Законность требований инквизиции во внимание не принимается — хоть в Дании, хоть в Германии, Франции или Италии имущество еретика конфисковывалось, Испания не являлась каким-то выходящим из общего ряда исключением. Церковное право было обязательно для всех. Однако сефарды громче остальных кричали о беспрецедентном грабеже и в этом деле изрядно преуспели.
Затем в общий дискурс, созданный марранами, протестанты добавляют жестокость (Новый свет, Нидерланды, Италия), мракобесие — то есть подавление инквизицией любой свободной мысли, интеллектуального и духовного прогресса, а также тиранию, идущую в паре с жестокостью — порабощение свободных голландцев и фландрийцев, вместе с обитателями Нового Света.

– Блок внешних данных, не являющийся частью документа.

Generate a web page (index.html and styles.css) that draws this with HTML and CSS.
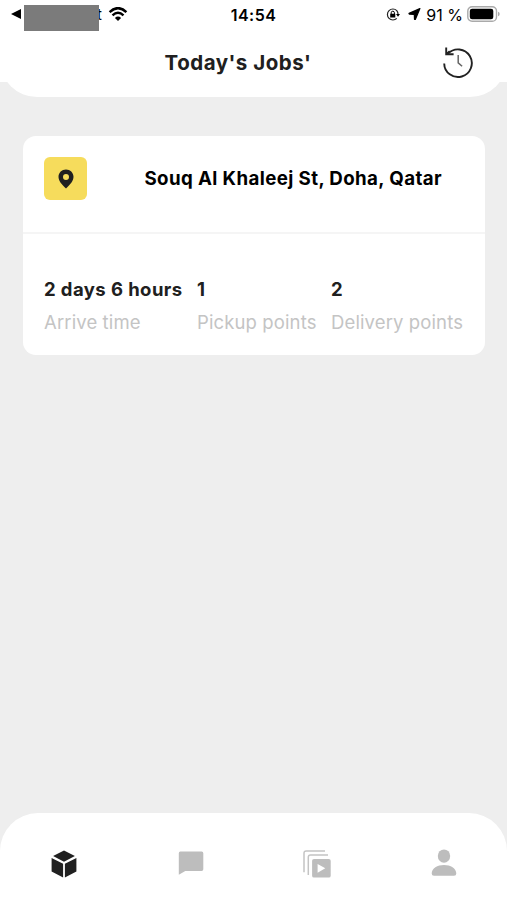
FILE: index.html
```
<!DOCTYPE html>
<html lang="en">
<head>
<meta charset="utf-8">
<meta name="viewport" content="width=device-width, initial-scale=1">
<title>Today's Jobs</title>
<link rel="stylesheet" href="styles.css">
</head>
<body>
<div class="screen">
  <header class="top">
    <div class="top-sheet">
      <div class="status">
        <div class="status-left">
          <svg class="back" width="10" height="10" viewBox="0 0 10 10"><path d="M0 5 10 0v10z"/></svg>
          <span class="app-name">t</span><span class="app-mask"></span>
          <svg class="wifi" width="20" height="14" viewBox="0 0 20 15"><path d="M1 5.400Q10-3 19 5.400M4.100 9Q10 3.500 15.900 9" fill="none" stroke="#000" stroke-width="2.600"/><path d="M6.700 11.700Q10 8.900 13.300 11.700L10 14.900z"/></svg>
        </div>
        <time class="clock">14:54</time>
        <div class="status-right">
          <svg width="14" height="13" viewBox="0 0 14 13"><path d="M10.800 2.600A5.500 5.500 0 1 0 10.800 10.400M10.800 2.600A5.500 5.500 0 0 1 12 6" fill="none" stroke="#222" stroke-width="1.200"/><path d="M10 6h4l-2 2.700zM4.200 5.800h5.100v3.700H4.200z"/><path d="M5.200 6V4.800a1.600 1.600 0 0 1 3.200 0V6" fill="none" stroke="#000"/></svg>
          <svg class="arrow" width="13" height="12" viewBox="0 0 12 12"><path d="M11.400.600.600 5.400q-.3.500.3.700l4.900.4.200 4.700q.4.700.9.100z" stroke="#000" stroke-width="1.200" stroke-linejoin="round"/></svg>
          <span class="percent">91 %</span>
          <svg class="battery" width="33" height="16" viewBox="0 0 33 16"><rect x=".8" y=".8" width="28.700" height="14.400" rx="4.300" fill="none" stroke="#aaa" stroke-width="1.400"/><rect x="2.800" y="2.800" width="23.500" height="10.400" rx="2.300"/><path d="M31 5.700q1.700.5 1.700 2.300T31 10.300z" fill="#aaa"/></svg>
        </div>
      </div>
      <div class="title-row">
        <h1>Today's Jobs'</h1>
        <svg class="history" width="32" height="32" viewBox="0 0 32 32" fill="none" stroke="#222"><path d="M2.200 16.400A13.800 13.800 0 1 0 6 6.700" stroke-width="1.900"/><path d="M4.200.6v6.700h7.400M4.200 7.300l3.500-3" stroke-width="1.900"/><path d="M16.200 8v7.900l3.900 3.400" stroke="#666" stroke-width="1.500"/></svg>
      </div>
    </div>
  </header>
  <main>
    <article class="card">
      <div class="place">
        <span class="pin"><svg width="16" height="20" viewBox="0 0 16 20"><path fill-rule="evenodd" d="M8 .5C3.800.5.5 3.600.5 7.800c0 4 3.200 7.800 7.500 11.600 4.300-3.800 7.500-7.600 7.500-11.600C15.500 3.600 12.200.5 8 .5zM8 5a3 3 0 1 1 0 6 3 3 0 0 1 0-6z" fill="#202020"/></svg></span>
        <h2>Souq Al Khaleej St, Doha, Qatar</h2>
      </div>
      <dl class="stats">
        <div class="stat arrive"><dd>2 days 6 hours</dd><dt>Arrive time</dt></div>
        <div class="stat pickup"><dd>1</dd><dt>Pickup points</dt></div>
        <div class="stat"><dd>2</dd><dt>Delivery points</dt></div>
      </dl>
    </article>
  </main>
  <nav class="tabs">
    <a><svg width="26" height="28" viewBox="0 0 26 28" fill="#202020"><path d="M13 .4 23.900 6.100 13 11.700 2.100 6.100zM.6 8l11.500 5.700v13.700L.6 21.500zM25.400 8l-11.500 5.700v13.700l11.500-5.900z"/></svg></a>
    <a><svg class="chat" width="26" height="24" viewBox="0 0 26 24" fill="#bdbdbd"><path d="M2.300.5h21.400q1.600 0 1.600 1.700v16q0 1.700-1.700 1.700H7.300L.8 23.700V2.200Q.8.5 2.300.5z"/></svg></a>
    <a><svg width="28" height="28" viewBox="0 0 28 28" fill="none" stroke="#c4c4c4"><path d="M1 22.300V3.200Q1 1 3.300 1H22M5.300 25V7.200Q5.300 5 7.500 5H25" stroke-width="1.500"/><path fill-rule="evenodd" d="M11 8.900h14.800q1.900 0 1.900 1.900v14.900q0 1.900-1.900 1.900H11q-1.900 0-1.900-1.900V10.800q0-1.900 1.900-1.900zm3.600 5v8.800l7.700-4.400z" fill="#bdbdbd" stroke="none"/></svg></a>
    <a><svg class="person" width="26" height="28" viewBox="0 0 26 28" fill="#bdbdbd"><ellipse cx="13" cy="7.100" rx="6.200" ry="6.700"/><path d="M.7 24.500C.7 19.300 6.500 16 13 16s12.300 3.300 12.300 8.500q0 2.300-2.300 2.300H3q-2.300 0-2.300-2.300z"/></svg></a>
  </nav>
</div>
</body>
</html>
```
FILE: styles.css
```
* { box-sizing: border-box; }
body { margin: 0; background: #eee; font-family: Inter, "Liberation Sans", sans-serif; color: #202020; }
svg { display: block; flex: none; }
h1, h2, dl, dd, dt { margin: 0; white-space: nowrap; }
.screen { height: 900px; display: flex; flex-direction: column; overflow: hidden; }
.top { height: 82px; background: #fff; }
.top-sheet { height: 97px; background: #fff; border-radius: 0 0 37px 37px; }
.status { height: 30px; display: grid; grid-template-columns: 1fr auto 1fr; color: #000; }
.status-left { display: flex; align-items: flex-start; padding-left: 11px; }
.back { margin-top: 9px; }
.app-mask { order: 1; width: 75px; height: 26px; margin: 5px 0 0 -78px; background: #7b7b7b; }
.app-name { width: 5px; margin: 6px 0 0 76px; font-size: 15px; line-height: 18px; }
.wifi { order: 2; margin: 7px 0 0 9px; }
.clock { padding-top: 5px; font-size: 16px; font-weight: 600; line-height: 20px; letter-spacing: .5px; }
.status-right { display: flex; align-items: center; justify-content: flex-end; height: 28px; padding-right: 7px; }
.arrow { margin-left: 8px; }
.percent { margin-left: 5px; font-size: 16px; line-height: 20px; padding-top: 1px; }
.battery { margin-left: 4px; }
.title-row { display: grid; grid-template-columns: 1fr auto 1fr; padding: 17px 33px 0 0; }
.title-row h1 { grid-column: 2; padding-left: 2px; font-size: 20.5px; font-weight: 650; line-height: 32px; letter-spacing: .5px; }
.history { justify-self: end; }
main { flex: 1; padding: 54px 22px 0 23px; }
.card { height: 219px; border-radius: 13px; background: #fff; }
.place { height: 98px; padding: 21px 43px 0 21px; display: flex; justify-content: space-between; border-bottom: 2px solid #f5f5f5; }
.pin { width: 43px; height: 43px; display: grid; place-items: center; border-radius: 6px; background: #f6dc5c; }
.place h2 { font-size: 18.7px; font-weight: 650; line-height: 43px; letter-spacing: .4px; color: #000; }
.stats { display: flex; padding: 43px 0 0 21px; font-size: 18.5px; }
.stat { display: flex; flex-direction: column; gap: 8px; }
.arrive { width: 153px; }
.pickup { width: 134px; }
.stat dd { font-weight: 650; line-height: 25px; letter-spacing: .42px; }
.stat dt { line-height: 24px; letter-spacing: .12px; color: #c4c4c4; }
.tabs { height: 87px; padding-left: 1px; display: grid; grid-template-columns: repeat(4, 1fr); background: #fff; border-radius: 38px 38px 0 0; }
.tabs a { height: 101px; display: grid; place-items: center; }
.chat, .person { margin-bottom: 2px; }
```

Вот такая неприглядная триада родилась в итоге подавления марранского двоеверия и криптоиудаизма с последующим изгнанием сефардов с Пиренейского полуострова. Когда испанцы спохватились, было уже поздно — деточка выросла. «Черная легенда» прочно вошла в сознание соседей по материку, и выкорчевать ее не было уже никакой возможности.
* * *
В позднейшие времена мы можем наблюдать лишь последовательное развитие «черной легенды» инквизиции, наибольший вклад в которую внесли не марраны, а протестанты, лишь подхватившие эстафету. Впрочем, примерно через столетие-полтора после изгнания, сефардский плач о потерянных деньгах (стало неактуально) начал замещаться на более возвышенные мотивы — теперь в марранских произведениях мы наблюдаем страдальцев за истинную и единственную веру Моисееву, коим противопоставляются наводящие жуть инквизиторы, самыми гнусными методами навязывающих язычество в виде христианства. Вот пример подобного творчества:
…Мученик самый редкостный,
Исповедник самый непорочный,
Свет самый яркий,
Самый божественный ум.
…Выхожу на смерть в огне
Во имя Господа.
…Эй, кощунственные антиохи,
Исполняйте декрет
Гнусной инквизиции,
Трибунала преисподней!
…Горе тебе, народ без Бога,
Который слепо поклоняется идолам,
<…>ибо сам Бог угрожает тебе!
Antonio Enriquez Gomez. Marrano Poets of the 17th Century / Ed. and transl. by T. Oelman. London, 1982. Перевод Г. Зелениной.
Подведем итог.
Мы проследили за четырьмя последовательными эшелонами создания вокруг инквизиции «черной легенды». Фундамент заложили марраны, мощнейшее развитие тема получает при Реформации, и силами протестантов Sanctum Officium окончательно демонизируется; третий этап взяли на себя англичане и голландцы в рамках пропагандистской борьбы с Испанией, а финальную точку ставят просветители-гуманисты XVIII века, для которых антиклерикализм являлся столь же естественным, как солнечный свет.
Последователи наподобие Генри Чарльза Ли или Иосифа Григулевича лишь основывались на данном материале, старательно наработанном более чем за четыре столетия, в котором истина и вымысел сплетены настолько тесно, что различить их почти невозможно. Но мы можем четко разделить наше отношение к Испании до правления Фердинанда и Изабеллы (дружелюбно-нейтральное с романтикой Реконкисты) и после него — Пиренейская держава в лучшем случае внезапно превращается в холодно-чопорную страну, где благородные идальго в черных костюмах ищут несметных богатств, угнетают индейцев, разрушают Мехико, убивают смелых гёзов, обманывают доблестного капитана Блада, а над всем этим пейзажем простирает крылья Святая инквизиция — настолько всемогущая и безжалостная, что совершенно непонятно, почему эти фанатичные люди-механизмы не завоевали всю обитаемую Вселенную и сразу же не сожгли ее на костре во избежание какой-нибудь непредвиденной инструкциями ереси…
Страница из антииспанского издания во Франкфурте, с гравюрой гугенота Теодора де Бри, показывающей предполагаемые зверства испанцев в Вест-Индии.
Да потому, что феномен испанской инквизиции был сугубо локальным, обусловленным особенностями государственно-национального строительства на Пиренейском полуострове после Реконкисты. Так же, как и опричнина Ивана Грозного потребовалась исключительно Руси в строго определенный исторический момент.
Это была первая в истории масштабная информационная война, с невероятной безалаберностью проигранная Испанией и ее государственными институтами только потому, что испанцы, а равно испанская инквизиция, придерживались древнего постулата о караване и брешущей собаке, искренне полагая, что караван как шел, так и идет, что мир не меняется, а условное добро всегда побеждает зло.
Они ошибались и крепко поплатились за эту ошибку. Репутация страны, народа и Церкви оказались испорчены вплоть до XXI века.